Isn't there a possibility that part of the IO for the overall request
may already have been submitted at this point ? (i.e. within
do_direct_IO->submit_page_section ->dio_send_cur_page->dio_bio_submit)
This is what I was referring to in my earlier response to Zach's patch.

> if (ret == -ENOTBLK && rw == WRITE) {
> /*
> * The remaining part of the request will be
> @@ -1051,6 +1060,7 @@ direct_io_worker(int rw, struct kiocb *i
> page_cache_release(dio->cur_page);
> dio->cur_page = NULL;
> }
> + ret2 = dio->result;
> if (dio->bio)
> dio_bio_submit(dio);
>
> @@ -1073,14 +1083,8 @@ direct_io_worker(int rw, struct kiocb *i
> * reflect the number of to-be-processed BIOs.
> */
> if (dio->is_async) {
> - int should_wait = 0;
> -
> - if (dio->result < dio->size && rw == WRITE) {
> - dio->waiter = current;
> - should_wait = 1;
> - }
> if (ret == 0)
> - ret = dio->result;
> + ret = ret2;
> finished_one_bio(dio); /* This can free the dio */
> blk_run_address_space(inode->i_mapping);
> if (should_wait) {
>
>
>

Regards
Suparna

--
Suparna Bhattacharya ([email protected])
Linux Technology Center
IBM Software Lab, India

2006-03-19 22:27:42

by Chen, Kenneth W

[permalink] [raw]
Subject: RE: [patch] bug fix in dio handling write error - v2

Suparna Bhattacharya wrote on Sunday, March 19, 2006 3:55 AM
> On Sun, Mar 19, 2006 at 01:27:33AM -0800, Chen, Kenneth W wrote:
> > Referring to original posting:
> > http://marc.theaimsgroup.com/?t=113752710100001&r=1&w=2
> >
> > Suparna pointed out that this fix has a potential race window. I think
> > the race condition also exists on the READ side currently. The fundamental
> > problem is that dio->result is overloaded with dual use: an indicator of
> > fall back path for partial dio write, and an error indicator used in the
> > I/O completion path. In the event of device error, the setting of -EIO
> > to dio->result clashes with value used to track partial write that activates
> > the fall back path.
>
> Isn't there a possibility that part of the IO for the overall request
> may already have been submitted at this point ? (i.e. within
> do_direct_IO->submit_page_section ->dio_send_cur_page->dio_bio_submit)
> This is what I was referring to in my earlier response to Zach's patch.

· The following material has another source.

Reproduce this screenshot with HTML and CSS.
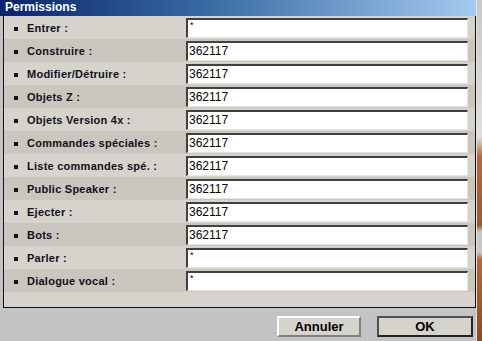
FILE: index.html
```html
<!DOCTYPE html>
<html>
<head>
<meta charset="utf-8">
<link rel="stylesheet" href="styles.css">
</head>
<body>
<div class="screen">
  <div class="window">
    <div class="titlebar">Permissions</div>
    <div class="panel">
      <div class="row"><span class="label">Entrer :</span><div class="field star">*</div></div>
      <div class="row"><span class="label">Construire :</span><div class="field">362117</div></div>
      <div class="row"><span class="label">Modifier/Détruire :</span><div class="field">362117</div></div>
      <div class="row"><span class="label">Objets Z :</span><div class="field">362117</div></div>
      <div class="row"><span class="label">Objets Version 4x :</span><div class="field">362117</div></div>
      <div class="row"><span class="label">Commandes spéciales :</span><div class="field">362117</div></div>
      <div class="row"><span class="label">Liste commandes spé. :</span><div class="field">362117</div></div>
      <div class="row"><span class="label">Public Speaker :</span><div class="field">362117</div></div>
      <div class="row"><span class="label">Ejecter :</span><div class="field">362117</div></div>
      <div class="row"><span class="label">Bots :</span><div class="field">362117</div></div>
      <div class="row"><span class="label">Parler :</span><div class="field star">*</div></div>
      <div class="row"><span class="label">Dialogue vocal :</span><div class="field star">*</div></div>
    </div>
    <div class="footer">
      <button class="btn">Annuler</button>
      <button class="btn default">OK</button>
    </div>
  </div>
  <div class="strip"></div>
</div>
</body>
</html>
```
FILE: styles.css
```css
html, body {
  margin: 0;
  padding: 0;
}
body {
  width: 482px;
  height: 341px;
  overflow: hidden;
  background: #c3c3c3;
  font-family: "Liberation Sans", Arial, sans-serif;
}
.screen {
  display: flex;
  height: 341px;
}
.window {
  width: 476px;
  display: flex;
  flex-direction: column;
  background: #c3c3c3;
}
.titlebar {
  height: 16px;
  line-height: 15px;
  padding-left: 5px;
  color: #fff;
  font-weight: bold;
  font-size: 12px;
  background: linear-gradient(to right, #0a246a 0%, #3a6ea5 45%, #a6caf0 100%);
}
.panel {
  margin-left: 3px;
  border: 1px solid #111;
  border-top: none;
  background: #d6d3cc;
  height: 292px;
  box-sizing: border-box;
  padding-bottom: 16px;
}
.row {
  height: 23px;
  display: flex;
  align-items: center;
}
.row:nth-child(even) {
  background: #cac6be;
}
.label {
  width: 182px;
  box-sizing: border-box;
  padding-left: 23px;
  position: relative;
  font-size: 11px;
  font-weight: bold;
  color: #101020;
  letter-spacing: 0.25px;
}
.label::before {
  content: "";
  position: absolute;
  left: 10px;
  top: 5px;
  width: 4px;
  height: 4px;
  background: #111;
}
.field {
  width: 282px;
  height: 20px;
  box-sizing: border-box;
  background: #fff;
  border-top: 2px solid #404040;
  border-left: 2px solid #404040;
  border-bottom: 1px solid #e8e6e0;
  border-right: 1px solid #e8e6e0;
  font-size: 12px;
  line-height: 16px;
  padding-left: 1px;
  color: #000;
}
.field.star {
  font-size: 9px;
  line-height: 10px;
  padding-left: 2px;
}
.footer {
  flex: 1;
  display: flex;
  justify-content: flex-end;
  align-items: flex-start;
  padding: 8px 3px 0 0;
  gap: 16px;
}
.btn {
  font-family: "Liberation Sans", Arial, sans-serif;
  font-weight: bold;
  font-size: 13px;
  height: 21px;
  padding: 0;
  margin: 0;
  background: #d6d3cc;
  color: #000;
  border-top: 2px solid #fff;
  border-left: 2px solid #fff;
  border-right: 2px solid #808080;
  border-bottom: 2px solid #808080;
  width: 84px;
  line-height: 15px;
}
.btn.default {
  width: 96px;
  border: 2px solid #222;
  border-top-color: #505050;
  border-left-color: #505050;
}
.strip {
  flex: 1;
  background: linear-gradient(to bottom, #c8c8c8 0%, #e0e0e0 40%, #b46a3a 46%, #9a5a30 66%, #c8c8c8 68%, #c8c8c8 74%, #b46a3a 76%, #8a4a20 100%);
  border-left: 1px solid #e0e0e0;
}
```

I suppose it is possible there. What you are saying here is effectively
that it is impossible to use dio->result to track partial write and at the
same time to track error returned from device driver. Because direct_io_work
can only determines whether it is a partial write at the end of io submission
and in mid stream of those io submission, a return code could be coming back
from the driver. Thus messing up all the subsequent logic.

Taking one of your earlier idea, how about the following patch: separating
out IO completion code from partial IO tracking?


--- ./fs/direct-io.c.orig 2006-03-19 13:36:52.000000000 -0800
+++ ./fs/direct-io.c 2006-03-19 13:47:42.000000000 -0800
@@ -129,6 +129,7 @@ struct dio {
/* AIO related stuff */
struct kiocb *iocb; /* kiocb */
int is_async; /* is IO async ? */
+ int completion_code; /* IO completion code */
ssize_t result; /* IO result */
};

@@ -250,6 +251,10 @@ static void finished_one_bio(struct dio
((offset + transferred) > dio->i_size))
transferred = dio->i_size - offset;

+ /* check for error in completion path */
+ if (dio->completion_code)
+ transferred = dio->completion_code;
+
dio_complete(dio, offset, transferred);

/* Complete AIO later if falling back to buffered i/o */
@@ -406,7 +411,7 @@ static int dio_bio_complete(struct dio *
int page_no;

if (!uptodate)
- dio->result = -EIO;
+ dio->completion_code = -EIO;

if (dio->is_async && dio->rw == READ) {
bio_check_pages_dirty(bio); /* transfers ownership */
@@ -964,6 +969,7 @@ direct_io_worker(int rw, struct kiocb *i
dio->next_block_for_io = -1;

dio->page_errors = 0;
+ dio->completion_code = 0;
dio->result = 0;
dio->iocb = iocb;
dio->i_size = i_size_read(inode);


2006-03-20 21:28:39

by Zach Brown

[permalink] [raw]
Subject: Re: [patch] bug fix in dio handling write error - v2


> Taking one of your earlier idea, how about the following patch: separating
> out IO completion code from partial IO tracking?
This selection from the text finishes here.